I can go on and on about the writing, but at some point, I need to touch on the incredible performances from every single actor involved in the film. Hoffman has this impressive ability to make you feel sympathy even for the most self-absorbed assholes in the world. The range he portrays within the runtime is something otherworldly, and it baffles me that it got zero recognition. Catherine Keener's ability to show resentment and sympathy at the same time made me so uncomfortable, but in a good way, since it came across so genuine, that I felt like a voyeur looking into a failed marriage. When she and Hoffman argue in front of Maria (Jason Leigh) is deeply layers with subtle body cues and facial expressions from both actors, that just that scene alone is worth a review as long as this one. Samantha Morton as Hazel is heartbreaking because you see the love and happiness she desires to give and receive from Cadence, only to be kept at a distance by his insecurities. And Michele Williams, as Claire, has a lot to carry since her performance lives within the meta-reality of her playing a version of herself within Cadence's play. She does minor tweaks that create a world of difference between the real Claire and Cadence's version of Claire.
Quick note: I barely had time to talk about the score, editing, cinematography, and set design. But believe me, this review can turn into a book real quick if I don't sacrifice certain elements.
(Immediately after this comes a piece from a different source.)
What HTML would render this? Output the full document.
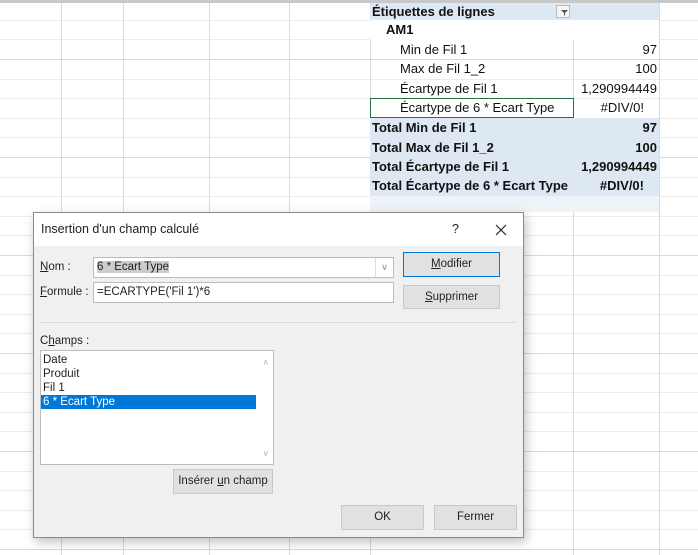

Synecdoche, New York may be better off with me not talking about it, as I feel I somehow failed to sell it or "review it" and I butchered the masterpiece that it is. But I hope that by throwing it out into the world again after eleven years, someone somewhere will find it and fall in love with it as I did. This is the type of film that is so deeply layered, that the viewer will always walk away with something new and it will create a conversation since it can be interpreted in so many ways. I cannot avoid the pretentious way of describing it as art, because this film is art. Please go watch it; it is on Netflix right now.
Synecdoche, New York is Why I Love Movies.